I was hearing it again in the conference room. Get used to it. This is how life is for women in the Army.

But this time, I wasn’t going to be ignored.

Lt. Col. M wasn't willing to push the issue to someone with the power to administer punishment—fine, then I would, I told him. I couldn't serve in a unit or institution that granted impunity to, even rewarded, those in positions of power and responsibility for an offense like rape.

I had trusted J as a friend, a comrade, and my recently appointed boss. He was a noncommissioned officer, a decorated soldier. He was obsessed with power and control, be it through artful manipulation or intimidation. He projected it through the big truck he drove, the gun on his hip, the combat badge he flaunted. J loved to tell people that he was a combat veteran, so he could do what he wanted. And the Army told him that he could.

Not me. The Army told me that I was worthless. I had felt an obligation to serve, to continue on the deployment that I had trained for and committed to. I had always stepped up when the Army called me, and this time was no different. I couldn't let my unit deploy without me. But this dedication I had to my unit and the Army was one-way. After the initial days of support and after I agreed to still deploy, my command treated me as nothing more than a nuisance, a burden, a liability.

The Army doesn’t like to air its dirty laundry, preferring instead to resolve allegations of misconduct “in-house.” Too often, I’d seen that this meant dismissals and hand slaps. So I went to the civilian police the day after I was attacked. Local authorities collected the physical evidence and taped J’s confession when I phoned him from the police station. Police arrested J the night before we were scheduled to deploy, and he was arraigned days later on four counts of Rape by Duress.

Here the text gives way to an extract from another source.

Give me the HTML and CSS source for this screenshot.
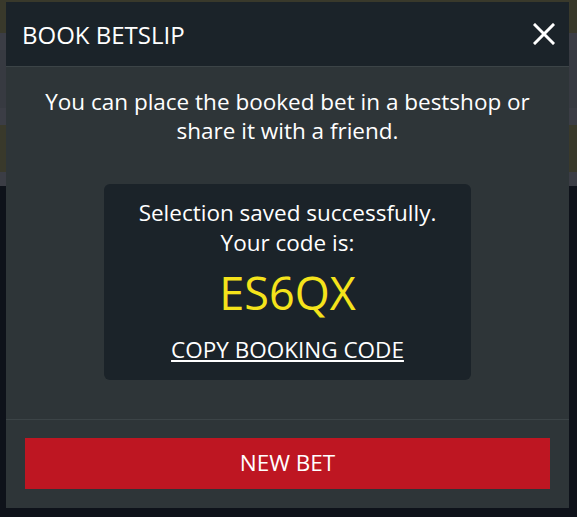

The evidence, confession and criminal charges didn’t seem to matter to the Army. Neither did my pain. My commander's intention to give J an honorable discharge reinforced my feelings of worthlessness and dispensability. I was not worth the dark cloud that might hover over the unit if punishments were dealt. I was not worth the blemish on Lt. Col. M's record of “soldier care.” My pain was not worth even a moment of his or his colleagues’ discomfort. The Army’s apathy and betrayal, however passive, hurt more than J's attack.